= Dataset rows =
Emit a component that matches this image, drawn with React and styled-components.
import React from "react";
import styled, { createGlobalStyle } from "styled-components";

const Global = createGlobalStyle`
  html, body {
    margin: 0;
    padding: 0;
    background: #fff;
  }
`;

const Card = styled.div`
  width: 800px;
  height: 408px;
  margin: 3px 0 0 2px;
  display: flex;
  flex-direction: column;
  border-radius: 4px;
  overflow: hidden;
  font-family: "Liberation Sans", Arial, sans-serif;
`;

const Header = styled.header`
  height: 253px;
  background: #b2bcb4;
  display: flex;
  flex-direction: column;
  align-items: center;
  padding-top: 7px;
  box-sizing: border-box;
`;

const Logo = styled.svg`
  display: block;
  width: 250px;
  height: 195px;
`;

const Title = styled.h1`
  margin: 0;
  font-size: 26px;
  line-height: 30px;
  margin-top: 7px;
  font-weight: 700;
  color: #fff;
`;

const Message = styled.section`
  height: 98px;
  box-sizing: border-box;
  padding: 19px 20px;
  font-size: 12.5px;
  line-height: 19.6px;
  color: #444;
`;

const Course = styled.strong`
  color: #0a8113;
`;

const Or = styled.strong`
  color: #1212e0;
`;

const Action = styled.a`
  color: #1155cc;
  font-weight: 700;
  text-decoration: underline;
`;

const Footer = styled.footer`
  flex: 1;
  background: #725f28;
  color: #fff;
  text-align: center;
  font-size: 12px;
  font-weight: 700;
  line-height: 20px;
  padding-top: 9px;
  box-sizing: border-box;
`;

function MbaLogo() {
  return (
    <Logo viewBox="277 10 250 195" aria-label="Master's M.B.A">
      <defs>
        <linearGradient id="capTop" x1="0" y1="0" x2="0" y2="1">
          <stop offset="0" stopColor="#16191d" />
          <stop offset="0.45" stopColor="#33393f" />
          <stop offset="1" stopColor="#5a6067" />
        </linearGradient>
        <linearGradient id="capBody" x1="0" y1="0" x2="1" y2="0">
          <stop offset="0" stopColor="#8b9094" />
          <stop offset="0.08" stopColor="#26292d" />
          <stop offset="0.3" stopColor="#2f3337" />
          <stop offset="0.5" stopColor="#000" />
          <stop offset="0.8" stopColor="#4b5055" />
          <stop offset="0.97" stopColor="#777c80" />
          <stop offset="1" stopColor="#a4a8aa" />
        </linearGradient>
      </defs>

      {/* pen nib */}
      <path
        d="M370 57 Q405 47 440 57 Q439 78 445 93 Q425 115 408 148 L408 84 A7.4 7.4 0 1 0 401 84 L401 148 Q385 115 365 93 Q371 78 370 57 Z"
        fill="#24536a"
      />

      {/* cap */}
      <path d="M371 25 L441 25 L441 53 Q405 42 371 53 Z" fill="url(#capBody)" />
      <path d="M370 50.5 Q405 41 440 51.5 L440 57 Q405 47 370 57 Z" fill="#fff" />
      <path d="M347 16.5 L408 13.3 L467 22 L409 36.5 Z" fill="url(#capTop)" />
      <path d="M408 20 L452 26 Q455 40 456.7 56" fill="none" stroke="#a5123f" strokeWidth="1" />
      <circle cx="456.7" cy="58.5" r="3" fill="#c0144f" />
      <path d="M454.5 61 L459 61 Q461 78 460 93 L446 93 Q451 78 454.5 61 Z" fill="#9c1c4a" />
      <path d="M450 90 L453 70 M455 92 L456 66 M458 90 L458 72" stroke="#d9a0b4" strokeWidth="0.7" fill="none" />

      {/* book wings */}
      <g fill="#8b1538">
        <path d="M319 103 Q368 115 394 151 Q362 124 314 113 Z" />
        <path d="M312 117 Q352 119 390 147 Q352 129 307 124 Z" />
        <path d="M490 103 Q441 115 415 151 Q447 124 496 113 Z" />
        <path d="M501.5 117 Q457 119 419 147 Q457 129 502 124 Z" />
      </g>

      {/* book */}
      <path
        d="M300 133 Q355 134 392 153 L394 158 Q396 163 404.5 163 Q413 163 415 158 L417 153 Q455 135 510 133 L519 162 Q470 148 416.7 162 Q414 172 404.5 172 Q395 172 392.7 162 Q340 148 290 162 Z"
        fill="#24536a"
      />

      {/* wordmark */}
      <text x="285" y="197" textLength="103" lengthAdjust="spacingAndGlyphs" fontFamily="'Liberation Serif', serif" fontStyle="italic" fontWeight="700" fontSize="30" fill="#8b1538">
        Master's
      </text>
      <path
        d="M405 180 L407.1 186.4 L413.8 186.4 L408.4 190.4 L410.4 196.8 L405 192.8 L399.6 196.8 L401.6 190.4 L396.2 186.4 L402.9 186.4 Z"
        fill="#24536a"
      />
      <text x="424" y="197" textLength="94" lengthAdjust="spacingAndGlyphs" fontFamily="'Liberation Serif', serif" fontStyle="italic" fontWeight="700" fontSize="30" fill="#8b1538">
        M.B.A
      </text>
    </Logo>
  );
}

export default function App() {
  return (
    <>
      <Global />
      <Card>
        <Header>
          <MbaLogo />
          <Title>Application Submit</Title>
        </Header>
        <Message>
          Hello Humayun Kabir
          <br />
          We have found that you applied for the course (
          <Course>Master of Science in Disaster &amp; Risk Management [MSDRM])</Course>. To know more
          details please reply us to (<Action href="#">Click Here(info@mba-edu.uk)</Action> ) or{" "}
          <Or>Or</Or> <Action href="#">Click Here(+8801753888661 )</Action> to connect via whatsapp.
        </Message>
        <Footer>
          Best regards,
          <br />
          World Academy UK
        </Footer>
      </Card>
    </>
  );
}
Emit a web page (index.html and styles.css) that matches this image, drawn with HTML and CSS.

= Direction =
Transcribe the whole listing exactly.

= Solution to this task =
Emit a component that matches this image, drawn with React and styled-components.
import React from "react";
import styled, { createGlobalStyle } from "styled-components";

const Global = createGlobalStyle`
  html, body {
    margin: 0;
    padding: 0;
    background: #fff;
  }
`;

const Card = styled.div`
  width: 800px;
  height: 408px;
  margin: 3px 0 0 2px;
  display: flex;
  flex-direction: column;
  border-radius: 4px;
  overflow: hidden;
  font-family: "Liberation Sans", Arial, sans-serif;
`;

const Header = styled.header`
  height: 253px;
  background: #b2bcb4;
  display: flex;
  flex-direction: column;
  align-items: center;
  padding-top: 7px;
  box-sizing: border-box;
`;

const Logo = styled.svg`
  display: block;
  width: 250px;
  height: 195px;
`;

const Title = styled.h1`
  margin: 0;
  font-size: 26px;
  line-height: 30px;
  margin-top: 7px;
  font-weight: 700;
  color: #fff;
`;

const Message = styled.section`
  height: 98px;
  box-sizing: border-box;
  padding: 19px 20px;
  font-size: 12.5px;
  line-height: 19.6px;
  color: #444;
`;

const Course = styled.strong`
  color: #0a8113;
`;

const Or = styled.strong`
  color: #1212e0;
`;

const Action = styled.a`
  color: #1155cc;
  font-weight: 700;
  text-decoration: underline;
`;

const Footer = styled.footer`
  flex: 1;
  background: #725f28;
  color: #fff;
  text-align: center;
  font-size: 12px;
  font-weight: 700;
  line-height: 20px;
  padding-top: 9px;
  box-sizing: border-box;
`;

function MbaLogo() {
  return (
    <Logo viewBox="277 10 250 195" aria-label="Master's M.B.A">
      <defs>
        <linearGradient id="capTop" x1="0" y1="0" x2="0" y2="1">
          <stop offset="0" stopColor="#16191d" />
          <stop offset="0.45" stopColor="#33393f" />
          <stop offset="1" stopColor="#5a6067" />
        </linearGradient>
        <linearGradient id="capBody" x1="0" y1="0" x2="1" y2="0">
          <stop offset="0" stopColor="#8b9094" />
          <stop offset="0.08" stopColor="#26292d" />
          <stop offset="0.3" stopColor="#2f3337" />
          <stop offset="0.5" stopColor="#000" />
          <stop offset="0.8" stopColor="#4b5055" />
          <stop offset="0.97" stopColor="#777c80" />
          <stop offset="1" stopColor="#a4a8aa" />
        </linearGradient>
      </defs>

      {/* pen nib */}
      <path
        d="M370 57 Q405 47 440 57 Q439 78 445 93 Q425 115 408 148 L408 84 A7.4 7.4 0 1 0 401 84 L401 148 Q385 115 365 93 Q371 78 370 57 Z"
        fill="#24536a"
      />

      {/* cap */}
      <path d="M371 25 L441 25 L441 53 Q405 42 371 53 Z" fill="url(#capBody)" />
      <path d="M370 50.5 Q405 41 440 51.5 L440 57 Q405 47 370 57 Z" fill="#fff" />
      <path d="M347 16.5 L408 13.3 L467 22 L409 36.5 Z" fill="url(#capTop)" />
      <path d="M408 20 L452 26 Q455 40 456.7 56" fill="none" stroke="#a5123f" strokeWidth="1" />
      <circle cx="456.7" cy="58.5" r="3" fill="#c0144f" />
      <path d="M454.5 61 L459 61 Q461 78 460 93 L446 93 Q451 78 454.5 61 Z" fill="#9c1c4a" />
      <path d="M450 90 L453 70 M455 92 L456 66 M458 90 L458 72" stroke="#d9a0b4" strokeWidth="0.7" fill="none" />

      {/* book wings */}
      <g fill="#8b1538">
        <path d="M319 103 Q368 115 394 151 Q362 124 314 113 Z" />
        <path d="M312 117 Q352 119 390 147 Q352 129 307 124 Z" />
        <path d="M490 103 Q441 115 415 151 Q447 124 496 113 Z" />
        <path d="M501.5 117 Q457 119 419 147 Q457 129 502 124 Z" />
      </g>

      {/* book */}
      <path
        d="M300 133 Q355 134 392 153 L394 158 Q396 163 404.5 163 Q413 163 415 158 L417 153 Q455 135 510 133 L519 162 Q470 148 416.7 162 Q414 172 404.5 172 Q395 172 392.7 162 Q340 148 290 162 Z"
        fill="#24536a"
      />

      {/* wordmark */}
      <text x="285" y="197" textLength="103" lengthAdjust="spacingAndGlyphs" fontFamily="'Liberation Serif', serif" fontStyle="italic" fontWeight="700" fontSize="30" fill="#8b1538">
        Master's
      </text>
      <path
        d="M405 180 L407.1 186.4 L413.8 186.4 L408.4 190.4 L410.4 196.8 L405 192.8 L399.6 196.8 L401.6 190.4 L396.2 186.4 L402.9 186.4 Z"
        fill="#24536a"
      />
      <text x="424" y="197" textLength="94" lengthAdjust="spacingAndGlyphs" fontFamily="'Liberation Serif', serif" fontStyle="italic" fontWeight="700" fontSize="30" fill="#8b1538">
        M.B.A
      </text>
    </Logo>
  );
}

export default function App() {
  return (
    <>
      <Global />
      <Card>
        <Header>
          <MbaLogo />
          <Title>Application Submit</Title>
        </Header>
        <Message>
          Hello Humayun Kabir
          <br />
          We have found that you applied for the course (
          <Course>Master of Science in Disaster &amp; Risk Management [MSDRM])</Course>. To know more
          details please reply us to (<Action href="#">Click Here(info@mba-edu.uk)</Action> ) or{" "}
          <Or>Or</Or> <Action href="#">Click Here(+8801753888661 )</Action> to connect via whatsapp.
        </Message>
        <Footer>
          Best regards,
          <br />
          World Academy UK
        </Footer>
      </Card>
    </>
  );
}
Emit a web page (index.html and styles.css) that matches this image, drawn with HTML and CSS.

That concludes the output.